The platform and pulpit
During the reordering in 2000, a new platform area was created where the Communion table stands (39). This table came from Southbank Road, and was a very significant sign of our coming together as an LEP (Local Ecumenical Partnership) in unity, as the agreement was that it became the table on which the bread and the wine are placed, and around which the congregation receive the bread and the wine, rather than the previous custom of the St Philip & St Paul’s congregation to do so at the high altar. The two wooden chairs also came from Wesley Southbank Rd. The lectern, from where most services are led nowadays, was donated by Mrs Martha Cooke in memory of her husband Harold (40) and the lectern falls donated by Margaret Hesketh.
The pulpit, which sits on the other side of the platform is sculpted in alabaster (41). It stands on seven marble pillars. In four niches are statues of the four evangelists, depicted according to the symbolism in the book of Revelation. The pulpit, like the font and communion table, was the gift of Edith and Alice Macrae. Above it is a recent addition to the building , a modern screen, onto which we project liturgy and song words in many of our morning services (42).
As you look down the nave (43), with 10 pews either side of the central aisle, you will be able to look through to the Wesley Lounge, but also see the balcony of the St Paul’s Hall which looks out over the carpeted worship area. Recent additions to the worship areas are fabric banners on the pillars which display four symbols for our church’s 2020 Vision: Worship, Belong, Serve and Grow (44/45). Some of the high–level old clerestory windows were in a bad state of repair and were replaced in 2008 as part of a building repair and improvement project, supported by English Heritage.
Please scroll down the page to learn about the North Transept
North Transept
To the side of the nave, is the North transept, formerly known as the ‘Children’s Transept’. At its dedication, the Vicar said “The formation of Children’s Transept recognises the place of the rising generation within the main body of the Church and its life”. How very fitting it is that in the 21st century, this is where our young people often choose to sit in services and where our Youth band often play their instruments.
The North Transept houses two further stained glass windows. One depicts the Baptism of the Ethiopian Eunuch (46) and the other (47), Jesus blessing the little children.

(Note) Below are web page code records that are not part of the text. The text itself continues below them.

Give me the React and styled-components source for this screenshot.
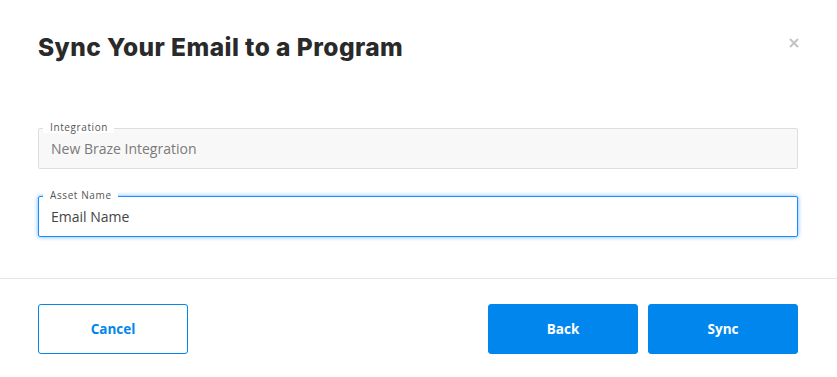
import React, { useState } from "react";
import styled, { createGlobalStyle } from "styled-components";

const GlobalStyle = createGlobalStyle`
  * { box-sizing: border-box; }
  body {
    margin: 0;
    background: #fff;
    font-family: "Open Sans", "Liberation Sans", sans-serif;
  }
`;

const Modal = styled.div`
  width: 837px;
  height: 377px;
  background: #fff;
  display: flex;
  flex-direction: column;
`;

const Header = styled.div`
  display: flex;
  justify-content: space-between;
  align-items: flex-start;
  padding: 31px 38px 0 38px;
`;

const Title = styled.h1`
  margin: 0;
  font-family: Inter, "Liberation Sans", sans-serif;
  font-weight: 800;
  font-size: 24.5px;
  line-height: 32px;
  color: #2a2a2a;
  letter-spacing: 0.45px;
`;

const CloseButton = styled.button`
  border: none;
  background: none;
  padding: 0;
  margin-top: 5px;
  margin-right: -4px;
  width: 18px;
  height: 14px;
  display: flex;
  align-items: center;
  justify-content: center;
  cursor: pointer;
`;

const Body = styled.div`
  display: flex;
  flex-direction: column;
  gap: 27px;
  padding: 65px 39px 41px 38px;
  border-bottom: 1px solid #e6e6e6;
`;

const Field = styled.div`
  position: relative;
`;

const FloatLabel = styled.label`
  position: absolute;
  top: -7px;
  left: 5px;
  padding: 0 6px 0 7px;
  background: #fff;
  font-size: 10px;
  line-height: 12px;
  letter-spacing: 0.6px;
  color: #555;
`;

const Input = styled.input`
  display: block;
  width: 100%;
  height: 41px;
  padding: 0 12px;
  font-family: "Open Sans", "Liberation Sans", sans-serif;
  font-size: 14px;
  border-radius: 2px;
  outline: none;
  border: 1px solid ${(p) => (p.$focused ? "#1a8cff" : "#dedede")};
  background: ${(p) => (p.disabled ? "#f8f8f8" : "#fff")};
  color: ${(p) => (p.disabled ? "#7a7a7a" : "#444")};
  box-shadow: ${(p) => (p.$focused ? "0 0 4px rgba(20, 140, 255, 0.65)" : "none")};
`;

const Footer = styled.div`
  display: flex;
  justify-content: space-between;
  padding: 25px 39px 22px 38px;
`;

const ButtonGroup = styled.div`
  display: flex;
  gap: 10px;
`;

const Button = styled.button`
  width: 150px;
  height: 50px;
  border-radius: 3px;
  border: 1px solid #0086ed;
  background: ${(p) => (p.$outline ? "#fff" : "#0086ed")};
  color: ${(p) => (p.$outline ? "#0086ed" : "#fff")};
  font-family: "Open Sans", "Liberation Sans", sans-serif;
  font-weight: 700;
  font-size: 13.5px;
  cursor: pointer;
`;

const App = () => {
  const [assetName, setAssetName] = useState("Email Name");

  return (
    <>
      <GlobalStyle />
      <Modal>
        <Header>
          <Title>Sync Your Email to a Program</Title>
          <CloseButton aria-label="Close">
            <svg width="10" height="10" viewBox="0 0 10 10">
              <path d="M1 1 L9 9 M9 1 L1 9" stroke="#c4c4c4" strokeWidth="2" />
            </svg>
          </CloseButton>
        </Header>
        <Body>
          <Field>
            <FloatLabel>Integration</FloatLabel>
            <Input disabled value="New Braze Integration" readOnly />
          </Field>
          <Field>
            <FloatLabel>Asset Name</FloatLabel>
            <Input
              $focused
              value={assetName}
              onChange={(e) => setAssetName(e.target.value)}
            />
          </Field>
        </Body>
        <Footer>
          <Button $outline>Cancel</Button>
          <ButtonGroup>
            <Button>Back</Button>
            <Button>Sync</Button>
          </ButtonGroup>
        </Footer>
      </Modal>
    </>
  );
};

export default App;
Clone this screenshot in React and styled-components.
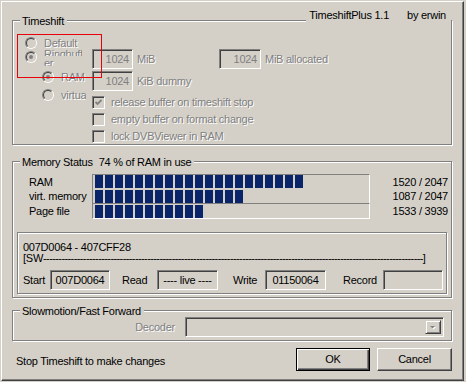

The former was given “To the glory of God and in loving memory of Louisa Higginbottom, for thirty years an earnest Church worker in this parish, who died May 5th 1909”. The other window was dedicated “to the glory of God and in loving memory of Edgar Nutt, who died Christmas Eve 1923”, by his wife Isabella. The North transept now houses the baby grand piano, which came from Wesley Southbank Rd, and an electronic organ, purchased in the 1990’s. Part of the reordering scheme of the building in 2000 involved the moving of the font (48) from the baptistery into the North Transept. Again it is made of alabaster, octagonal in shape and lined with lead. It stands on a base of marble, supported by eight cylindrical marble pillars and around the top are incised the words “Suffer the little children to come unto Me and forbid them not, for of such is the Kingdom of Heaven” and on each of the eight sides are symbolic emblems connected with the Christian faith. On the wall between the two stained glass windows are several war memorial plaques which came from Wesley Southbank Rd. Three of them commemorate those who lost their lives in the Great War and one from the Second World War (49/50).